**Exercise objective:** Copy out each line of the data holding "React".

**Available records:**
[BEGIN]

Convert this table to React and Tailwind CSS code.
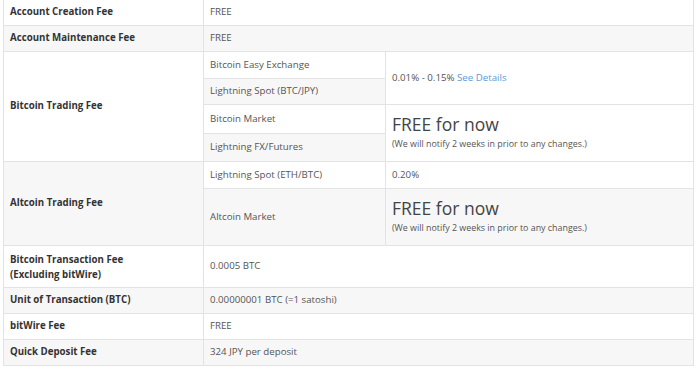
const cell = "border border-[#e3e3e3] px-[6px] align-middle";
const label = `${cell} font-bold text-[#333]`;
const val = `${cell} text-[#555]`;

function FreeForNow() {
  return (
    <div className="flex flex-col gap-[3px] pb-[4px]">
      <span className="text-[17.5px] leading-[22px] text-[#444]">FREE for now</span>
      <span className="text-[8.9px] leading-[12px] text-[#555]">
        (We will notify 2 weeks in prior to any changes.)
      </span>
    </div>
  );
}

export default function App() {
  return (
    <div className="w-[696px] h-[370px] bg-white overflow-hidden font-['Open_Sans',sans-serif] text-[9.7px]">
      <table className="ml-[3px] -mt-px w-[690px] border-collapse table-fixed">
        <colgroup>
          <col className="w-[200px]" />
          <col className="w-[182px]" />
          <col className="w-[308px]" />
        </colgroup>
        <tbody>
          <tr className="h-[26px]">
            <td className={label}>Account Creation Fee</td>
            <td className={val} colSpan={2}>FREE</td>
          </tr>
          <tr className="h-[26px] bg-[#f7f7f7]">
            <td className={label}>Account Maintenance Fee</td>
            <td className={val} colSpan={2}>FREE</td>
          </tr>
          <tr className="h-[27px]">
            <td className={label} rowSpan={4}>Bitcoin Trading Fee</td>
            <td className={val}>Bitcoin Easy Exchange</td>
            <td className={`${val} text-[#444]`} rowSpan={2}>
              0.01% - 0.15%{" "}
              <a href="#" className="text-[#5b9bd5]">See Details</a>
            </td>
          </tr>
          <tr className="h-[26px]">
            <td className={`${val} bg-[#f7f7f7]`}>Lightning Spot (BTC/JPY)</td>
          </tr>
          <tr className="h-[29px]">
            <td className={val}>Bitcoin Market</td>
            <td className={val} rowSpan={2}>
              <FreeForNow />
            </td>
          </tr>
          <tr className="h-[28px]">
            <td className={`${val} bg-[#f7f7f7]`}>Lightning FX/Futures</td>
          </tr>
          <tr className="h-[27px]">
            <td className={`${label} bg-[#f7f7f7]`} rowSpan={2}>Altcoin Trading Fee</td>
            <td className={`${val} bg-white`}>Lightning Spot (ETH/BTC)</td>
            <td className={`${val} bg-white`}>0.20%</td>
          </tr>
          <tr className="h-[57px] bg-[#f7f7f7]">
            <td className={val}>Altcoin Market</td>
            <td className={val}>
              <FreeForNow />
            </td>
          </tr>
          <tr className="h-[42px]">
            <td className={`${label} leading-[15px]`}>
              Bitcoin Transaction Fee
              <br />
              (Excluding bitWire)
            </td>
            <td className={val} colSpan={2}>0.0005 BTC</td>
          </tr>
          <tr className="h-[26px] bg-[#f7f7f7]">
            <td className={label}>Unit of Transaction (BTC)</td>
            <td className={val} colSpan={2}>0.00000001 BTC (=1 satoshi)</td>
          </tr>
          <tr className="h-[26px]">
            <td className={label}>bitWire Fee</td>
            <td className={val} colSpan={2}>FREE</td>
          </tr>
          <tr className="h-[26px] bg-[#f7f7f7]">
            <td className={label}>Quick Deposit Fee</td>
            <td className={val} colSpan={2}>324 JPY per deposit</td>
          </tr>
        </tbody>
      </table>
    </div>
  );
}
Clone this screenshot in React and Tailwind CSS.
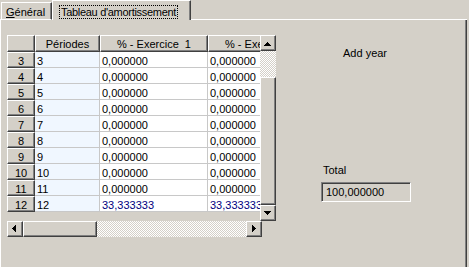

[END]

**Expected output:**
Convert this table to React and Tailwind CSS code.
Clone this screenshot in React and Tailwind CSS.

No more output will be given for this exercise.